Making smarter cities
UI design ・ UX research ・ design ops
I started working on Habidatum+Mathrioshka urban analytics platform in mid’2016 and worked on it for a year. At first, I was a single designer in a company, and collaborated closely with development, management, and data science teams.
I designed and updated various interface components and flows using instruments at hand, sometimes working — literally — side-by-side with the developers, which helped us to iterate swiftly. My main tools were Sketch for mocking the designs, Principle for UI animations, and front-end stack (JS, Stylus, HTML, Git) for building hi-fi prototypes.
After two more designers joined the team, we re-created the design pipeline completely with Figma (yes, back in early 2017). In all this ventures I was the leading designer. My job was also to maintain the design library and share the knowledge with new designers in the team, which was one of the favorite parts.
Goals and Challenges
There were several pain points our team was trying to solve:
- We needed to onboard first actual users for the Chronotope platform;
- User testing process paired with basic product analytics needed to be established for the team to be able to measure the success of the app;
- The platform — a web app with an intricate high-load back-end needed a “face-lift” on the client side, and in the dashboard;
- After our design team was expanded with two more designers working primarily on PCs a question of design continuity arose, along with the necessity to build a system of reusable cross-platform design components;
- Some client projects, mainly presentations created with Readymag, needed additional polishing and actualization that involved both visual and UX updates;
- Huge backlog of old tasks and irrelevant designs stored chaotically — .psd and .sketch files, or rogue raster images.
Speaking of our main asset: the Platform, we tried to achieve the transparency of urban data (collected either from open sources, like Swarm or Twitter, or from client custom-made datasets) for everyone — not only the urban experts. It included the interface updates making it more user-friendly, and the creation of a user knowledge base. One of the toughest problems here was to make the process of data upload and initial setup as easy as possible.
The Platform was split into four main blocks:
- Back-end and dashboard allowing the data upload and fine-tuning;
- Front-end part with a complex data visualization right in browser (this included the help and knowledge base interfaces);
- Customizable part allowing to build tailored instances of the Platform specifically for enterprise clients from “building” blocks;
- Platfrom landing page, allowing to subscribe to beta updates.
To facilitate the work of a cross-platform team we needed a totally new solution. I used Sketch and other designers relied mainly on Windows solutions such as Creative Cloud app stack. These apps was not up to the task of connecting two design worlds. I suggested to use Figma as it was the best web-based solution at the time (still in beta, tho), and allowed us to work collaboratively on the same designs in real-time.

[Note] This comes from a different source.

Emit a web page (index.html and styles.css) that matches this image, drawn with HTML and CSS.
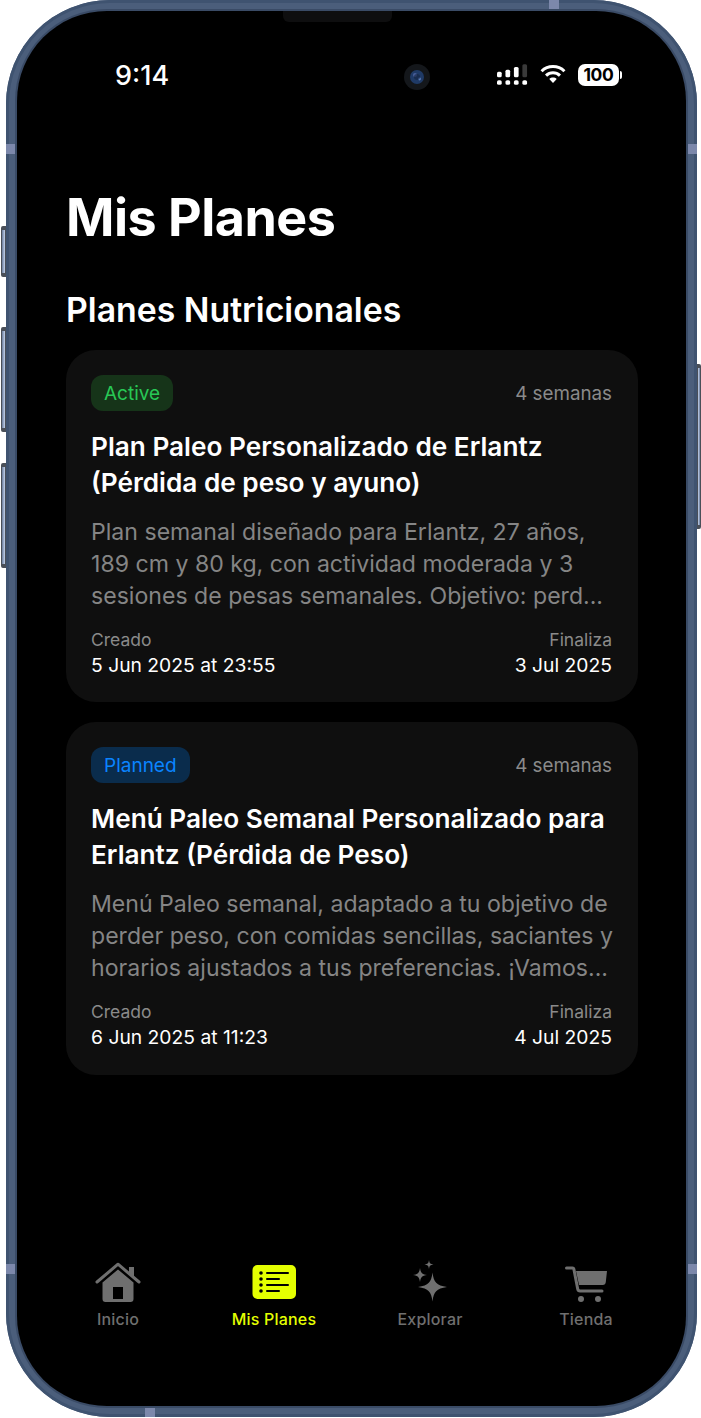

So, one of the first teams in Russia we started using Figma for day-to-day design tasks. This included building a component library, splitting all the existing designs into categories and importing Sketch-made designs to Figma. Design process had a defined set of steps: experimentation and discussion, creating different states for a component, implementing it into a library — each step with its own workspace to make quasi-versioning easier.
We've started doing regular user interviews data scientists working on our team, and later — with data scientists, architects, and managers working on our potential clients' teams. This included the whole thing from writing the script, to sitting next to a user and watching them traverse the particular scenario, analyzing the results (usually through a direct discussion), and then simplifying and adapting our interface if necessary.

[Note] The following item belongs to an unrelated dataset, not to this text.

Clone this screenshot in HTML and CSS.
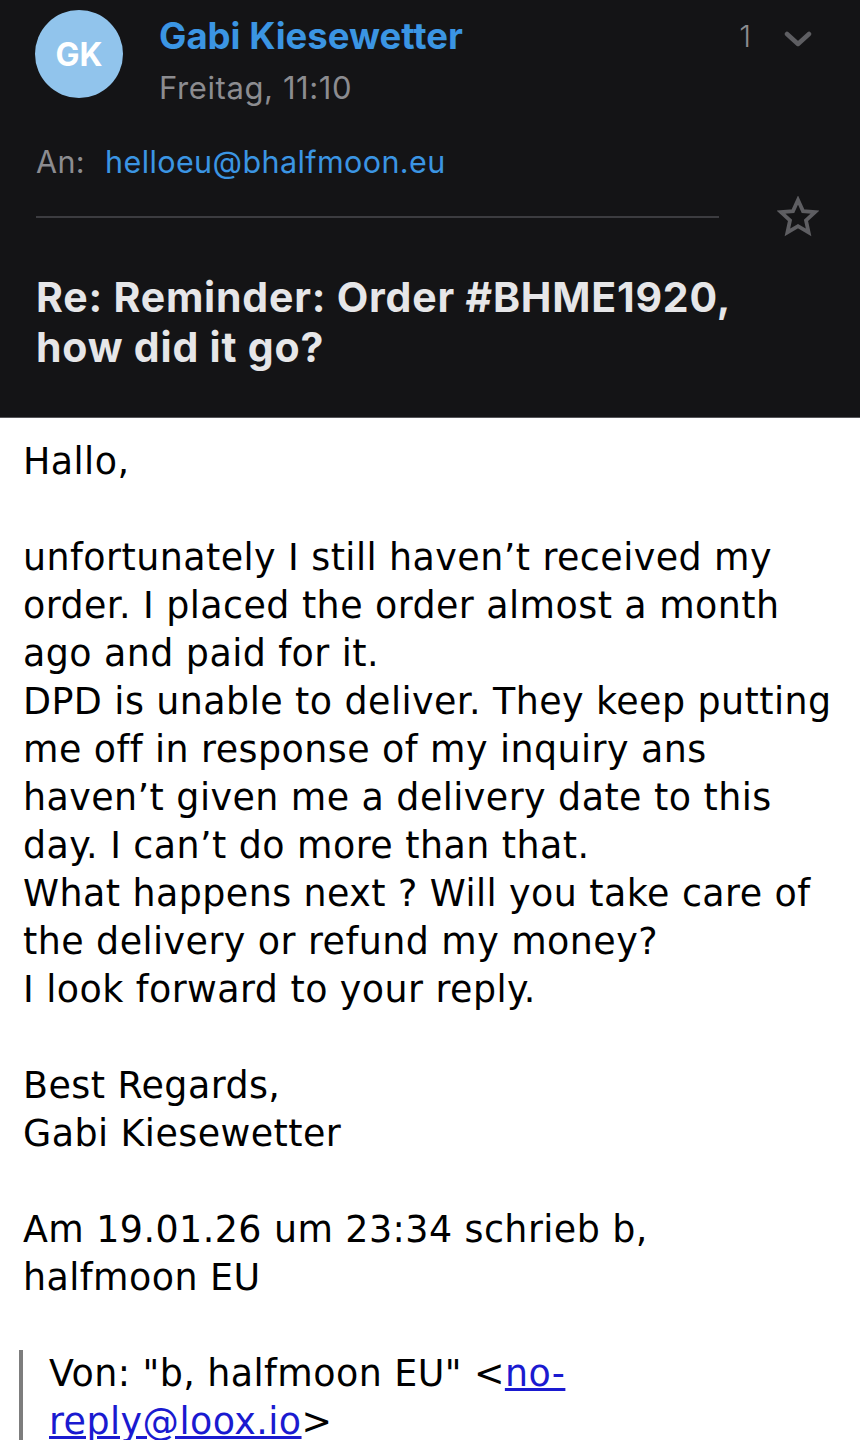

Main goal here was to create a visual style that can be reused for new client presentations. Older landing pages and interactive visualizations needed to be adapted for mobile platforms. Together with the front-end engineering team we optimized the performance and made all the animations in the interactive dataviz as smooth as possible.
The side-goal here was to build up a library of reusable components (plots, charts, media galleries, etc.) for our future landing pages and visualizations. Later on, most of them were added to our codebase. Also, we’ve experimented a lot with color schemes, font styling, and different controls to improve usability on mobile platforms.
At some point, we’ve designed a special version of our platform with some additional widgets and tweaks to be used on premise for one of our main clients. This lead to solving some challenging tasks: platform interfaces had to work nicely on multiple connected screens; some parts needed to be built from scratch or heavily adapted for mobile devices; all web interfaces also have to be optimized for real-time monitoring of huge datasets.
- In less than a year we’ve updated the design of the Platform, so it was ready for a beta release;
- 20+ user interviews 🎙 were conducted;
- Onboarded first 5 enterprise clients;
- New design for Habidatum landing page was done;
- Design team created several mobile-optimized interactive data visualizations for clients;
- Tried out the new role of a design lead 🤯. Onboarded new designers;
- We’ve acquired the knowledge about the new tool — Figma — and built all our design processes around it;
- We gradually increased the “design awareness” among the teams of managers, analytics, and developers with a series of guest lectures and workshops about typography, building presentations, etc. 👩🏽🏫;
- Made a company booth at Smart City Expo in Dubai, and for Barcelona Expo.